__Objective__: Reproduce the full listing below unchanged, apart from the pictures.

__Dataset content__:

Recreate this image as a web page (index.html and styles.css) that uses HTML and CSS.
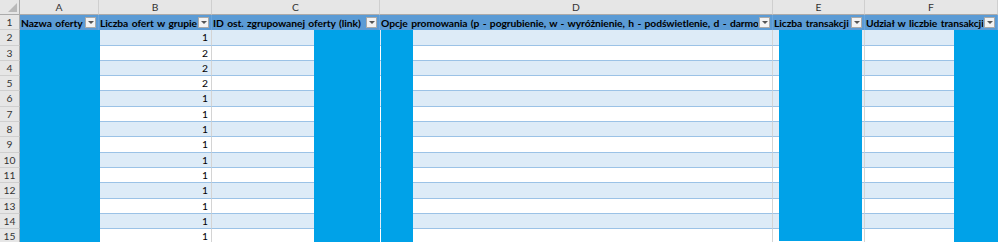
FILE: index.html
```html
<!DOCTYPE html>
<html lang="pl">
<head>
<meta charset="utf-8">
<link rel="stylesheet" href="styles.css">
</head>
<body>
<div class="sheet">
  <div class="row colhdr">
    <div class="corner"><span class="tri"></span></div>
    <div class="ch">A</div>
    <div class="ch">B</div>
    <div class="ch">C</div>
    <div class="ch">D</div>
    <div class="ch">E</div>
    <div class="ch">F</div>
  </div>
  <div class="row thead">
    <div class="rh">1</div>
    <div class="th"><span class="tt">Nazwa oferty</span><span class="dd"></span></div>
    <div class="th"><span class="tt">Liczba ofert w grupie</span><span class="dd"></span></div>
    <div class="th"><span class="tt">ID ost. zgrupowanej oferty (link)</span><span class="dd"></span></div>
    <div class="th"><span class="tt">Opcje promowania (p - pogrubienie, w - wyróżnienie, h - podświetlenie, d - darmowa dostawa)</span><span class="dd"></span></div>
    <div class="th"><span class="tt">Liczba transakcji</span><span class="dd"></span></div>
    <div class="th"><span class="tt">Udział w liczbie transakcji</span><span class="dd"></span></div>
  </div>
  <div class="row band"><div class="rh">2</div><div class="td"></div><div class="td num">1</div><div class="td"></div><div class="td"></div><div class="td"></div><div class="td"></div></div>
  <div class="row"><div class="rh">3</div><div class="td"></div><div class="td num">2</div><div class="td"></div><div class="td"></div><div class="td"></div><div class="td"></div></div>
  <div class="row band"><div class="rh">4</div><div class="td"></div><div class="td num">2</div><div class="td"></div><div class="td"></div><div class="td"></div><div class="td"></div></div>
  <div class="row"><div class="rh">5</div><div class="td"></div><div class="td num">2</div><div class="td"></div><div class="td"></div><div class="td"></div><div class="td"></div></div>
  <div class="row band"><div class="rh">6</div><div class="td"></div><div class="td num">1</div><div class="td"></div><div class="td"></div><div class="td"></div><div class="td"></div></div>
  <div class="row"><div class="rh">7</div><div class="td"></div><div class="td num">1</div><div class="td"></div><div class="td"></div><div class="td"></div><div class="td"></div></div>
  <div class="row band"><div class="rh">8</div><div class="td"></div><div class="td num">1</div><div class="td"></div><div class="td"></div><div class="td"></div><div class="td"></div></div>
  <div class="row"><div class="rh">9</div><div class="td"></div><div class="td num">1</div><div class="td"></div><div class="td"></div><div class="td"></div><div class="td"></div></div>
  <div class="row band"><div class="rh">10</div><div class="td"></div><div class="td num">1</div><div class="td"></div><div class="td"></div><div class="td"></div><div class="td"></div></div>
  <div class="row"><div class="rh">11</div><div class="td"></div><div class="td num">1</div><div class="td"></div><div class="td"></div><div class="td"></div><div class="td"></div></div>
  <div class="row band"><div class="rh">12</div><div class="td"></div><div class="td num">1</div><div class="td"></div><div class="td"></div><div class="td"></div><div class="td"></div></div>
  <div class="row"><div class="rh">13</div><div class="td"></div><div class="td num">1</div><div class="td"></div><div class="td"></div><div class="td"></div><div class="td"></div></div>
  <div class="row band"><div class="rh">14</div><div class="td"></div><div class="td num">1</div><div class="td"></div><div class="td"></div><div class="td"></div><div class="td"></div></div>
  <div class="row"><div class="rh">15</div><div class="td"></div><div class="td num">1</div><div class="td"></div><div class="td"></div><div class="td"></div><div class="td"></div></div>

  <div class="redact r-a"></div>
  <div class="redact r-c"></div>
  <div class="redact r-d"></div>
  <div class="redact r-e"></div>
  <div class="redact r-f"></div>
</div>
</body>
</html>
```
FILE: styles.css
```css
html, body {
  margin: 0;
  padding: 0;
  background: #ffffff;
}
body {
  font-family: "Lato", "Liberation Sans", sans-serif;
  font-size: 10.3px;
  color: #000;
}
.sheet {
  position: relative;
  width: 998px;
  height: 242px;
  overflow: hidden;
}
.row {
  display: grid;
  grid-template-columns: 20px 79px 113px 168px 393px 92px 133px;
  height: 15.3px;
  box-sizing: border-box;
}
.row > div {
  box-sizing: border-box;
  overflow: hidden;
  white-space: nowrap;
}
.colhdr {
  height: 15px;
}
.colhdr > div {
  background: #e6e6e6;
  border-right: 1px solid #cfcfcf;
  border-bottom: 1px solid #ababab;
  color: #333;
  text-align: center;
  line-height: 14px;
}
.colhdr > .corner {
  position: relative;
  border-right: 1px solid #ababab;
}
.tri {
  position: absolute;
  right: 2px;
  bottom: 2px;
  width: 0;
  height: 0;
  border-left: 9px solid transparent;
  border-bottom: 9px solid #b9b9b9;
}
.rh {
  background: #e6e6e6;
  border-right: 1px solid #ababab;
  border-bottom: 1px solid #cfcfcf;
  color: #333;
  text-align: center;
  line-height: 14px;
}
.th {
  background: #5b9bd5;
  border-right: 1px solid #6aa5dc;
  display: flex;
  align-items: center;
  padding: 0 2px 0 1px;
  font-weight: 700;
  letter-spacing: -0.08px;
  word-spacing: 1px;
}
.tt {
  flex: 1;
  min-width: 0;
  overflow: hidden;
  white-space: nowrap;
}
.dd {
  flex: none;
  width: 11px;
  height: 11px;
  box-sizing: border-box;
  margin-left: 1px;
  background: #f3f3f3;
  border: 1px solid #a9a9a9;
  position: relative;
}
.dd::after {
  content: "";
  position: absolute;
  left: 2px;
  top: 3px;
  border-left: 3px solid transparent;
  border-right: 3px solid transparent;
  border-top: 3px solid #555;
}
.td {
  background: #ffffff;
  border-right: 1px solid #d4d4d4;
  border-bottom: 1px solid #9bc2e6;
  line-height: 14px;
  padding: 0 3px;
}
.band .td {
  background: #ddebf7;
}
.num {
  text-align: right;
}
.redact {
  position: absolute;
  top: 30px;
  bottom: 0;
  background: #00a2e8;
}
.r-a { left: 20px; width: 80px; }
.r-c { left: 314px; width: 66px; }
.r-d { left: 381px; width: 32px; }
.r-e { left: 779px; width: 83px; bottom: 1px; }
.r-f { left: 954px; width: 44px; }
```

__Exercise response__:
Recreate this image as a web page (index.html and styles.css) that uses HTML and CSS.
FILE: index.html
```html
<!DOCTYPE html>
<html lang="pl">
<head>
<meta charset="utf-8">
<link rel="stylesheet" href="styles.css">
</head>
<body>
<div class="sheet">
  <div class="row colhdr">
    <div class="corner"><span class="tri"></span></div>
    <div class="ch">A</div>
    <div class="ch">B</div>
    <div class="ch">C</div>
    <div class="ch">D</div>
    <div class="ch">E</div>
    <div class="ch">F</div>
  </div>
  <div class="row thead">
    <div class="rh">1</div>
    <div class="th"><span class="tt">Nazwa oferty</span><span class="dd"></span></div>
    <div class="th"><span class="tt">Liczba ofert w grupie</span><span class="dd"></span></div>
    <div class="th"><span class="tt">ID ost. zgrupowanej oferty (link)</span><span class="dd"></span></div>
    <div class="th"><span class="tt">Opcje promowania (p - pogrubienie, w - wyróżnienie, h - podświetlenie, d - darmowa dostawa)</span><span class="dd"></span></div>
    <div class="th"><span class="tt">Liczba transakcji</span><span class="dd"></span></div>
    <div class="th"><span class="tt">Udział w liczbie transakcji</span><span class="dd"></span></div>
  </div>
  <div class="row band"><div class="rh">2</div><div class="td"></div><div class="td num">1</div><div class="td"></div><div class="td"></div><div class="td"></div><div class="td"></div></div>
  <div class="row"><div class="rh">3</div><div class="td"></div><div class="td num">2</div><div class="td"></div><div class="td"></div><div class="td"></div><div class="td"></div></div>
  <div class="row band"><div class="rh">4</div><div class="td"></div><div class="td num">2</div><div class="td"></div><div class="td"></div><div class="td"></div><div class="td"></div></div>
  <div class="row"><div class="rh">5</div><div class="td"></div><div class="td num">2</div><div class="td"></div><div class="td"></div><div class="td"></div><div class="td"></div></div>
  <div class="row band"><div class="rh">6</div><div class="td"></div><div class="td num">1</div><div class="td"></div><div class="td"></div><div class="td"></div><div class="td"></div></div>
  <div class="row"><div class="rh">7</div><div class="td"></div><div class="td num">1</div><div class="td"></div><div class="td"></div><div class="td"></div><div class="td"></div></div>
  <div class="row band"><div class="rh">8</div><div class="td"></div><div class="td num">1</div><div class="td"></div><div class="td"></div><div class="td"></div><div class="td"></div></div>
  <div class="row"><div class="rh">9</div><div class="td"></div><div class="td num">1</div><div class="td"></div><div class="td"></div><div class="td"></div><div class="td"></div></div>
  <div class="row band"><div class="rh">10</div><div class="td"></div><div class="td num">1</div><div class="td"></div><div class="td"></div><div class="td"></div><div class="td"></div></div>
  <div class="row"><div class="rh">11</div><div class="td"></div><div class="td num">1</div><div class="td"></div><div class="td"></div><div class="td"></div><div class="td"></div></div>
  <div class="row band"><div class="rh">12</div><div class="td"></div><div class="td num">1</div><div class="td"></div><div class="td"></div><div class="td"></div><div class="td"></div></div>
  <div class="row"><div class="rh">13</div><div class="td"></div><div class="td num">1</div><div class="td"></div><div class="td"></div><div class="td"></div><div class="td"></div></div>
  <div class="row band"><div class="rh">14</div><div class="td"></div><div class="td num">1</div><div class="td"></div><div class="td"></div><div class="td"></div><div class="td"></div></div>
  <div class="row"><div class="rh">15</div><div class="td"></div><div class="td num">1</div><div class="td"></div><div class="td"></div><div class="td"></div><div class="td"></div></div>

  <div class="redact r-a"></div>
  <div class="redact r-c"></div>
  <div class="redact r-d"></div>
  <div class="redact r-e"></div>
  <div class="redact r-f"></div>
</div>
</body>
</html>
```
FILE: styles.css
```css
html, body {
  margin: 0;
  padding: 0;
  background: #ffffff;
}
body {
  font-family: "Lato", "Liberation Sans", sans-serif;
  font-size: 10.3px;
  color: #000;
}
.sheet {
  position: relative;
  width: 998px;
  height: 242px;
  overflow: hidden;
}
.row {
  display: grid;
  grid-template-columns: 20px 79px 113px 168px 393px 92px 133px;
  height: 15.3px;
  box-sizing: border-box;
}
.row > div {
  box-sizing: border-box;
  overflow: hidden;
  white-space: nowrap;
}
.colhdr {
  height: 15px;
}
.colhdr > div {
  background: #e6e6e6;
  border-right: 1px solid #cfcfcf;
  border-bottom: 1px solid #ababab;
  color: #333;
  text-align: center;
  line-height: 14px;
}
.colhdr > .corner {
  position: relative;
  border-right: 1px solid #ababab;
}
.tri {
  position: absolute;
  right: 2px;
  bottom: 2px;
  width: 0;
  height: 0;
  border-left: 9px solid transparent;
  border-bottom: 9px solid #b9b9b9;
}
.rh {
  background: #e6e6e6;
  border-right: 1px solid #ababab;
  border-bottom: 1px solid #cfcfcf;
  color: #333;
  text-align: center;
  line-height: 14px;
}
.th {
  background: #5b9bd5;
  border-right: 1px solid #6aa5dc;
  display: flex;
  align-items: center;
  padding: 0 2px 0 1px;
  font-weight: 700;
  letter-spacing: -0.08px;
  word-spacing: 1px;
}
.tt {
  flex: 1;
  min-width: 0;
  overflow: hidden;
  white-space: nowrap;
}
.dd {
  flex: none;
  width: 11px;
  height: 11px;
  box-sizing: border-box;
  margin-left: 1px;
  background: #f3f3f3;
  border: 1px solid #a9a9a9;
  position: relative;
}
.dd::after {
  content: "";
  position: absolute;
  left: 2px;
  top: 3px;
  border-left: 3px solid transparent;
  border-right: 3px solid transparent;
  border-top: 3px solid #555;
}
.td {
  background: #ffffff;
  border-right: 1px solid #d4d4d4;
  border-bottom: 1px solid #9bc2e6;
  line-height: 14px;
  padding: 0 3px;
}
.band .td {
  background: #ddebf7;
}
.num {
  text-align: right;
}
.redact {
  position: absolute;
  top: 30px;
  bottom: 0;
  background: #00a2e8;
}
.r-a { left: 20px; width: 80px; }
.r-c { left: 314px; width: 66px; }
.r-d { left: 381px; width: 32px; }
.r-e { left: 779px; width: 83px; bottom: 1px; }
.r-f { left: 954px; width: 44px; }
```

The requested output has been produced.